Here’s another workaround (as I suggested here):

dataRefList = list(butler.subset("raw", visit=visit, ccd=ccd))
assert(len(dataRefList) == 1)
dataRef = dataRefList.pop()
forced = dataRef.get("forced_src", tract=tract, immediate=True)

The idea is that you’re populating the dataId using the raw product, and using that to get the forced_src.

nchotard · October 11, 2016, 2:37pm

Hello,

I have a question related to this discussion. I would like to get from a butler and a catalog name (‘forced_src’ or ‘deepCoadd_forced_src’ for instance) the full list of available dataIds. The idea would be to loop over this list instead of knowing in advance the exact set of dataIds. Is there a general way to get this list which does not depend on the input catalog?

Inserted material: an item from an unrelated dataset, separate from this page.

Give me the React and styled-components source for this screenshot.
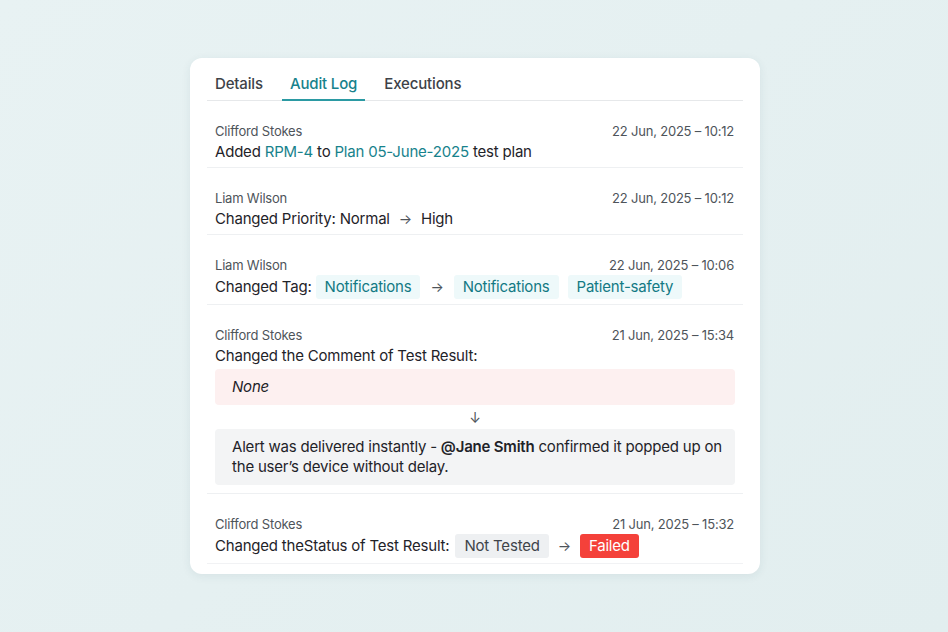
import React from "react";
import styled, { createGlobalStyle } from "styled-components";

const Global = createGlobalStyle`
  html, body { margin: 0; padding: 0; }
  body {
    background: #e5f0f1;
    font-family: Inter, "Noto Sans", sans-serif;
    color: #1f2329;
    -webkit-font-smoothing: antialiased;
  }
  #root { min-height: 632px; }
`;

const Page = styled.div`
  width: 948px;
  height: 632px;
  box-sizing: border-box;
  display: flex;
  justify-content: center;
  padding: 58px 0 0 2px;
  background: linear-gradient(135deg, #e8f2f3 0%, #e2eeef 100%);
`;

const Card = styled.div`
  width: 570px;
  height: 516px;
  box-sizing: border-box;
  background: #fff;
  border-radius: 12px;
  box-shadow: 0 2px 10px rgba(40, 80, 90, 0.08);
  padding: 0 17px;
  display: flex;
  flex-direction: column;
`;

const Tabs = styled.div`
  display: flex;
  gap: 11px;
  border-bottom: 1px solid #e6e8ea;
  padding-top: 12px;
`;

const Tab = styled.div`
  padding: 3px 8px 5px;
  font-size: 15px;
  line-height: 21px;
  font-weight: 500;
  letter-spacing: -0.15px;
  color: ${(p) => (p.$active ? "#17828c" : "#3d4248")};
  border-bottom: 2px solid ${(p) => (p.$active ? "#2b9aa3" : "transparent")};
  margin-bottom: -1px;
`;

const Row = styled.div`
  padding: 21px 8px 5px;
  border-bottom: ${(p) => (p.$last ? "1px solid #f1f2f4" : "1px solid #eef0f2")};
  display: flex;
  flex-direction: column;
`;

const Meta = styled.div`
  display: flex;
  justify-content: space-between;
  font-size: 13px;
  line-height: 18px;
  letter-spacing: -0.2px;
  color: #4e545a;
  padding-right: 1px;
`;

const Line = styled.div`
  display: flex;
  align-items: center;
  font-size: 15px;
  line-height: 20px;
  letter-spacing: -0.2px;
  color: #1f2329;
  min-height: ${(p) => (p.$tall ? "24px" : "20px")};
  margin-top: ${(p) => (p.$tall ? "1px" : "2px")};
  white-space: pre;
`;

const Link = styled.span`
  color: #17828c;
`;

const Arrow = styled.span`
  color: #4e545a;
  font-size: 14px;
  margin: 0 ${(p) => p.$gap || 12}px;
`;

const Tag = styled.span`
  background: #eef9fa;
  color: #137a84;
  border-radius: 3px;
  padding: 2px 9px;
  line-height: 20px;
  font-size: 15px;
  margin-left: ${(p) => p.$ml || 0}px;
`;

const Badge = styled.span`
  background: ${(p) => (p.$tone === "red" ? "#f4413a" : "#eef0f2")};
  color: ${(p) => (p.$tone === "red" ? "#fff" : "#3f444a")};
  border-radius: 3px;
  padding: 2px 9px;
  line-height: 20px;
  font-size: 15px;
  margin-left: ${(p) => p.$ml || 0}px;
`;

const Box = styled.div`
  margin-top: ${(p) => p.$mt || 0}px;
  background: ${(p) => (p.$tone === "pink" ? "#fdf0f0" : "#f3f4f5")};
  border-radius: 4px;
  padding: 8px 12px 8px 17px;
  min-height: 20px;
  font-size: 15px;
  line-height: 20px;
  letter-spacing: -0.2px;
  color: #1f2329;
  font-style: ${(p) => (p.$italic ? "italic" : "normal")};
`;

const DownArrow = styled.div`
  height: 24px;
  display: flex;
  align-items: center;
  justify-content: center;
  font-size: 14px;
  color: #4e545a;
`;

const Strong = styled.span`
  font-weight: 600;
`;

const BottomSpace = styled.div`
  height: 3px;
`;

export default function App() {
  return (
    <>
      <Global />
      <Page>
        <Card>
          <Tabs>
            <Tab>Details</Tab>
            <Tab $active>Audit Log</Tab>
            <Tab>Executions</Tab>
          </Tabs>

          <Row>
            <Meta>
              <span>Clifford Stokes</span>
              <span>22 Jun, 2025 – 10:12</span>
            </Meta>
            <Line>
              Added <Link>RPM-4</Link> to <Link>Plan 05-June-2025</Link> test plan
            </Line>
          </Row>

          <Row>
            <Meta>
              <span>Liam Wilson</span>
              <span>22 Jun, 2025 – 10:12</span>
            </Meta>
            <Line>
              Changed Priority: Normal<Arrow $gap={9}>→</Arrow>High
            </Line>
          </Row>

          <Row>
            <Meta>
              <span>Liam Wilson</span>
              <span>22 Jun, 2025 – 10:06</span>
            </Meta>
            <Line $tall>
              Changed Tag:<Tag $ml={4}>Notifications</Tag>
              <Arrow $gap={10}>→</Arrow>
              <Tag>Notifications</Tag>
              <Tag $ml={9}>Patient-safety</Tag>
            </Line>
          </Row>

          <Row>
            <Meta>
              <span>Clifford Stokes</span>
              <span>21 Jun, 2025 – 15:34</span>
            </Meta>
            <Line>Changed the Comment of Test Result:</Line>
            <Box $tone="pink" $italic $mt={3}>None</Box>
            <DownArrow>↓</DownArrow>
            <Box>
              Alert was delivered instantly - <Strong>@Jane Smith</Strong> confirmed it popped up on
              the user’s device without delay.
            </Box>
            <BottomSpace />
          </Row>

          <Row $last>
            <Meta>
              <span>Clifford Stokes</span>
              <span>21 Jun, 2025 – 15:32</span>
            </Meta>
            <Line $tall>
              Changed theStatus of Test Result:<Badge $ml={6}>Not Tested</Badge>
              <Arrow $gap={9}>→</Arrow>
              <Badge $tone="red">Failed</Badge>
            </Line>
          </Row>
        </Card>
      </Page>
    </>
  );
}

I found a way to do it for the ‘forced_src’ catalog, but cannot do it for the other using the same trick:

catalog = "forced_src"
butler.getKeys(catalog).pop('tract') # fails otherwise
dataids = [merge_dicts(dict(zip(keys, v)), {'tract': 0}) for v in self.butler.queryMetadata("forced_src", format=keys)]
dataids = [dataid for dataid in dataids if butler.datasetExists(catalog, dataId=dataid)]

Thanks

price · October 11, 2016, 3:13pm

The butler (actually, the mapper which the butler uses) often is backed by a “registry” of metadata for the raw data, which allows us to quickly identify CCDs to be processed. However, there is (currently) no registry of coadd data, so it’s not possible to identify tracts and patches to be processed through the butler. However, what you can do is retrieve the deepCoadd_skyMap and iterate over that:

skyMap = butler.get("deepCoadd_skyMap")
dataIds = (dict(tract=tract.getId(), patch="%d,%d" % patch.getIndex(), filter="HSC-I") for tract in skyMap for patch in tract)
dataIds = [dataId for dataId in dataIds if butler.datasetExists("deepCoadd_forced_src", dataId)]

nchotard · October 18, 2016, 1:29pm

Thanks for your help! That helped a lot.

Nicolas

jbosch · November 9, 2016, 7:04pm

post deleted; @jbosch was not reading the code he was commenting on correctly

ctslater · November 28, 2016, 8:07pm

To close the loop, this issue was fixed in DM-8230.